>>>

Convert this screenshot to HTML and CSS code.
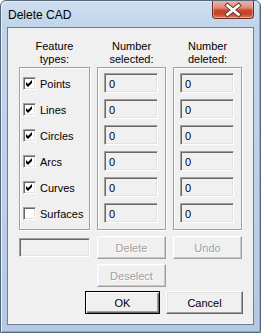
FILE: index.html
```html
<!DOCTYPE html>
<html>
<head>
<meta charset="utf-8">
<title>Delete CAD</title>
<link rel="stylesheet" href="styles.css">
</head>
<body>
<div class="window">
  <div class="titlebar">
    <span class="title">Delete CAD</span>
    <div class="close">
      <svg width="42" height="17" viewBox="0 0 42 17">
        <path d="M15.5 4.5 L26.5 13.5 M26.5 4.5 L15.5 13.5" stroke="#6b3a34" stroke-width="4.6" stroke-linecap="square" fill="none"/>
        <path d="M15.5 4.5 L26.5 13.5 M26.5 4.5 L15.5 13.5" stroke="#ffffff" stroke-width="2.6" stroke-linecap="square" fill="none"/>
      </svg>
    </div>
  </div>
  <div class="client">
    <div class="cols">
      <div class="head">Feature<br>types:</div>
      <div class="head">Number<br>selected:</div>
      <div class="head">Number<br>deleted:</div>

      <div class="group types">
        <div class="chk-row"><span class="chk"><svg width="9" height="9" viewBox="0 0 9 9"><polygon points="1,3 3,5 7,1 7,4 3,8 1,6" fill="#000"/></svg></span><span>Points</span></div>
        <div class="chk-row"><span class="chk"><svg width="9" height="9" viewBox="0 0 9 9"><polygon points="1,3 3,5 7,1 7,4 3,8 1,6" fill="#000"/></svg></span><span>Lines</span></div>
        <div class="chk-row"><span class="chk"><svg width="9" height="9" viewBox="0 0 9 9"><polygon points="1,3 3,5 7,1 7,4 3,8 1,6" fill="#000"/></svg></span><span>Circles</span></div>
        <div class="chk-row"><span class="chk"><svg width="9" height="9" viewBox="0 0 9 9"><polygon points="1,3 3,5 7,1 7,4 3,8 1,6" fill="#000"/></svg></span><span>Arcs</span></div>
        <div class="chk-row"><span class="chk"><svg width="9" height="9" viewBox="0 0 9 9"><polygon points="1,3 3,5 7,1 7,4 3,8 1,6" fill="#000"/></svg></span><span>Curves</span></div>
        <div class="chk-row"><span class="chk"></span><span>Surfaces</span></div>
      </div>

      <div class="group nums">
        <div class="field">0</div>
        <div class="field">0</div>
        <div class="field">0</div>
        <div class="field">0</div>
        <div class="field">0</div>
        <div class="field">0</div>
      </div>

      <div class="group nums">
        <div class="field">0</div>
        <div class="field">0</div>
        <div class="field">0</div>
        <div class="field">0</div>
        <div class="field">0</div>
        <div class="field">0</div>
      </div>

      <div class="field blank"></div>
      <button class="btn dis row1">Delete</button>
      <button class="btn dis row1">Undo</button>

      <div></div>
      <button class="btn dis row2">Deselect</button>
      <div></div>
    </div>
    <div class="actions">
      <button class="btn def ok">OK</button>
      <button class="btn cancel">Cancel</button>
    </div>
  </div>
</div>
</body>
</html>
```
FILE: styles.css
```css
* { box-sizing: border-box; }
html, body { margin: 0; padding: 0; }
body {
  width: 261px;
  height: 333px;
  overflow: hidden;
  background: #ffffff;
  font-family: "Liberation Sans", Arial, sans-serif;
}
.window {
  width: 261px;
  height: 333px;
  border: 1px solid #56677c;
  border-radius: 6px 6px 0 0;
  background: linear-gradient(180deg, #cfdff0 0px, #c0d4ea 26px, #bcd0e8 200px, #b3c9e3 333px);
  padding: 0 6px 7px 6px;
  display: flex;
  flex-direction: column;
  box-shadow: inset 1px 1px 0 #e6eff8, inset -1px -1px 0 #8fa9c8;
}
.titlebar {
  height: 26px;
  display: flex;
  justify-content: space-between;
  align-items: flex-start;
  margin: 0 0 0 0;
}
.title {
  font-family: "Liberation Sans", Arial, sans-serif;
  font-size: 12px;
  color: #000;
  padding: 7px 0 0 1px;
  line-height: 14px;
}
.close {
  width: 42px;
  height: 18px;
  margin-right: 0px;
  border: 1px solid #6a2e25;
  border-top: none;
  border-radius: 0 0 4px 4px;
  background: linear-gradient(180deg, #eab3a6 0%, #dc8c78 40%, #c8472e 55%, #c2432b 75%, #d97a5f 100%);
  box-shadow: inset 0 -1px 0 rgba(255,200,180,0.6), inset 1px 0 0 rgba(255,220,210,0.4), inset -1px 0 0 rgba(255,220,210,0.4);
}
.close svg { display: block; margin: 0 0 0 -1px; }
.client {
  flex: 1;
  border: 1px solid #6f7f92;
  background: #f0f0f0;
  padding: 12px 10px 0 11px;
  font-size: 11px;
  color: #000;
}
.cols {
  display: grid;
  grid-template-columns: 71px 69px 69px;
  column-gap: 7px;
}
.head {
  text-align: center;
  line-height: 13px;
  height: 26px;
  margin-bottom: 1px;
  padding-left: 0;
}
.group {
  height: 163px;
  border: 1px solid #a0a0a0;
  box-shadow: inset 1px 1px 0 #ffffff, 1px 1px 0 #ffffff;
  padding-top: 5px;
  display: flex;
  flex-direction: column;
  gap: 6px;
}
.types { padding-left: 3px; }
.nums { padding-left: 6px; }
.chk-row {
  height: 20px;
  display: flex;
  align-items: center;
  gap: 4px;
  padding-top: 1px;
}
.chk {
  width: 13px;
  height: 13px;
  flex: none;
  border: 1px solid;
  border-color: #a0a0a0 #ffffff #ffffff #a0a0a0;
  box-shadow: inset 1px 1px 0 #696969, inset -1px -1px 0 #e3e3e3;
  background: #fff;
  padding: 1px;
  margin-top: -1px;
}
.chk svg { display: block; }
.field {
  width: 54px;
  height: 20px;
  border: 1px solid;
  border-color: #a0a0a0 #ffffff #ffffff #a0a0a0;
  box-shadow: inset 1px 1px 0 #696969, inset -1px -1px 0 #e3e3e3;
  background: #f0f0f0;
  padding: 4px 0 0 4px;
  line-height: 12px;
  font-size: 11px;
  color: #000;
}
.field.blank {
  width: 71px;
  height: 19px;
  margin-top: 8px;
}
.btn {
  font-family: "Liberation Sans", Arial, sans-serif;
  font-size: 11px;
  color: #000;
  background: #f0f0f0;
  border: 1px solid;
  border-color: #ffffff #696969 #696969 #ffffff;
  box-shadow: inset -1px -1px 0 #a0a0a0, inset 1px 1px 0 #e3e3e3;
  padding: 0;
  height: 23px;
  margin: 0;
}
.btn.dis {
  color: #a0a0a0;
  text-shadow: 1px 1px 0 #ffffff;
  border-color: #ffffff #a0a0a0 #a0a0a0 #ffffff;
  box-shadow: inset -1px -1px 0 #c8c8c8, inset 1px 1px 0 #f6f6f6;
}
.row1 { margin-top: 6px; width: 69px; }
.row2 { margin-top: 5px; width: 69px; }
.actions {
  display: flex;
  justify-content: flex-end;
  gap: 6px;
  margin-top: 4px;
}
.ok { width: 75px; }
.cancel { width: 77px; }
.btn.def {
  border: 1px solid #000;
  box-shadow: inset 1px 1px 0 #ffffff, inset -1px -1px 0 #696969, inset -2px -2px 0 #a0a0a0;
}
```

<<<

◆ **PROBLEM DESCRIPTION**
Transcribe all the data word for word; the images stay out.

◆ **SOLUTION TO THIS TASK**
Convert this screenshot to HTML and CSS code.
FILE: index.html
```html
<!DOCTYPE html>
<html>
<head>
<meta charset="utf-8">
<title>Delete CAD</title>
<link rel="stylesheet" href="styles.css">
</head>
<body>
<div class="window">
  <div class="titlebar">
    <span class="title">Delete CAD</span>
    <div class="close">
      <svg width="42" height="17" viewBox="0 0 42 17">
        <path d="M15.5 4.5 L26.5 13.5 M26.5 4.5 L15.5 13.5" stroke="#6b3a34" stroke-width="4.6" stroke-linecap="square" fill="none"/>
        <path d="M15.5 4.5 L26.5 13.5 M26.5 4.5 L15.5 13.5" stroke="#ffffff" stroke-width="2.6" stroke-linecap="square" fill="none"/>
      </svg>
    </div>
  </div>
  <div class="client">
    <div class="cols">
      <div class="head">Feature<br>types:</div>
      <div class="head">Number<br>selected:</div>
      <div class="head">Number<br>deleted:</div>

      <div class="group types">
        <div class="chk-row"><span class="chk"><svg width="9" height="9" viewBox="0 0 9 9"><polygon points="1,3 3,5 7,1 7,4 3,8 1,6" fill="#000"/></svg></span><span>Points</span></div>
        <div class="chk-row"><span class="chk"><svg width="9" height="9" viewBox="0 0 9 9"><polygon points="1,3 3,5 7,1 7,4 3,8 1,6" fill="#000"/></svg></span><span>Lines</span></div>
        <div class="chk-row"><span class="chk"><svg width="9" height="9" viewBox="0 0 9 9"><polygon points="1,3 3,5 7,1 7,4 3,8 1,6" fill="#000"/></svg></span><span>Circles</span></div>
        <div class="chk-row"><span class="chk"><svg width="9" height="9" viewBox="0 0 9 9"><polygon points="1,3 3,5 7,1 7,4 3,8 1,6" fill="#000"/></svg></span><span>Arcs</span></div>
        <div class="chk-row"><span class="chk"><svg width="9" height="9" viewBox="0 0 9 9"><polygon points="1,3 3,5 7,1 7,4 3,8 1,6" fill="#000"/></svg></span><span>Curves</span></div>
        <div class="chk-row"><span class="chk"></span><span>Surfaces</span></div>
      </div>

      <div class="group nums">
        <div class="field">0</div>
        <div class="field">0</div>
        <div class="field">0</div>
        <div class="field">0</div>
        <div class="field">0</div>
        <div class="field">0</div>
      </div>

      <div class="group nums">
        <div class="field">0</div>
        <div class="field">0</div>
        <div class="field">0</div>
        <div class="field">0</div>
        <div class="field">0</div>
        <div class="field">0</div>
      </div>

      <div class="field blank"></div>
      <button class="btn dis row1">Delete</button>
      <button class="btn dis row1">Undo</button>

      <div></div>
      <button class="btn dis row2">Deselect</button>
      <div></div>
    </div>
    <div class="actions">
      <button class="btn def ok">OK</button>
      <button class="btn cancel">Cancel</button>
    </div>
  </div>
</div>
</body>
</html>
```
FILE: styles.css
```css
* { box-sizing: border-box; }
html, body { margin: 0; padding: 0; }
body {
  width: 261px;
  height: 333px;
  overflow: hidden;
  background: #ffffff;
  font-family: "Liberation Sans", Arial, sans-serif;
}
.window {
  width: 261px;
  height: 333px;
  border: 1px solid #56677c;
  border-radius: 6px 6px 0 0;
  background: linear-gradient(180deg, #cfdff0 0px, #c0d4ea 26px, #bcd0e8 200px, #b3c9e3 333px);
  padding: 0 6px 7px 6px;
  display: flex;
  flex-direction: column;
  box-shadow: inset 1px 1px 0 #e6eff8, inset -1px -1px 0 #8fa9c8;
}
.titlebar {
  height: 26px;
  display: flex;
  justify-content: space-between;
  align-items: flex-start;
  margin: 0 0 0 0;
}
.title {
  font-family: "Liberation Sans", Arial, sans-serif;
  font-size: 12px;
  color: #000;
  padding: 7px 0 0 1px;
  line-height: 14px;
}
.close {
  width: 42px;
  height: 18px;
  margin-right: 0px;
  border: 1px solid #6a2e25;
  border-top: none;
  border-radius: 0 0 4px 4px;
  background: linear-gradient(180deg, #eab3a6 0%, #dc8c78 40%, #c8472e 55%, #c2432b 75%, #d97a5f 100%);
  box-shadow: inset 0 -1px 0 rgba(255,200,180,0.6), inset 1px 0 0 rgba(255,220,210,0.4), inset -1px 0 0 rgba(255,220,210,0.4);
}
.close svg { display: block; margin: 0 0 0 -1px; }
.client {
  flex: 1;
  border: 1px solid #6f7f92;
  background: #f0f0f0;
  padding: 12px 10px 0 11px;
  font-size: 11px;
  color: #000;
}
.cols {
  display: grid;
  grid-template-columns: 71px 69px 69px;
  column-gap: 7px;
}
.head {
  text-align: center;
  line-height: 13px;
  height: 26px;
  margin-bottom: 1px;
  padding-left: 0;
}
.group {
  height: 163px;
  border: 1px solid #a0a0a0;
  box-shadow: inset 1px 1px 0 #ffffff, 1px 1px 0 #ffffff;
  padding-top: 5px;
  display: flex;
  flex-direction: column;
  gap: 6px;
}
.types { padding-left: 3px; }
.nums { padding-left: 6px; }
.chk-row {
  height: 20px;
  display: flex;
  align-items: center;
  gap: 4px;
  padding-top: 1px;
}
.chk {
  width: 13px;
  height: 13px;
  flex: none;
  border: 1px solid;
  border-color: #a0a0a0 #ffffff #ffffff #a0a0a0;
  box-shadow: inset 1px 1px 0 #696969, inset -1px -1px 0 #e3e3e3;
  background: #fff;
  padding: 1px;
  margin-top: -1px;
}
.chk svg { display: block; }
.field {
  width: 54px;
  height: 20px;
  border: 1px solid;
  border-color: #a0a0a0 #ffffff #ffffff #a0a0a0;
  box-shadow: inset 1px 1px 0 #696969, inset -1px -1px 0 #e3e3e3;
  background: #f0f0f0;
  padding: 4px 0 0 4px;
  line-height: 12px;
  font-size: 11px;
  color: #000;
}
.field.blank {
  width: 71px;
  height: 19px;
  margin-top: 8px;
}
.btn {
  font-family: "Liberation Sans", Arial, sans-serif;
  font-size: 11px;
  color: #000;
  background: #f0f0f0;
  border: 1px solid;
  border-color: #ffffff #696969 #696969 #ffffff;
  box-shadow: inset -1px -1px 0 #a0a0a0, inset 1px 1px 0 #e3e3e3;
  padding: 0;
  height: 23px;
  margin: 0;
}
.btn.dis {
  color: #a0a0a0;
  text-shadow: 1px 1px 0 #ffffff;
  border-color: #ffffff #a0a0a0 #a0a0a0 #ffffff;
  box-shadow: inset -1px -1px 0 #c8c8c8, inset 1px 1px 0 #f6f6f6;
}
.row1 { margin-top: 6px; width: 69px; }
.row2 { margin-top: 5px; width: 69px; }
.actions {
  display: flex;
  justify-content: flex-end;
  gap: 6px;
  margin-top: 4px;
}
.ok { width: 75px; }
.cancel { width: 77px; }
.btn.def {
  border: 1px solid #000;
  box-shadow: inset 1px 1px 0 #ffffff, inset -1px -1px 0 #696969, inset -2px -2px 0 #a0a0a0;
}
```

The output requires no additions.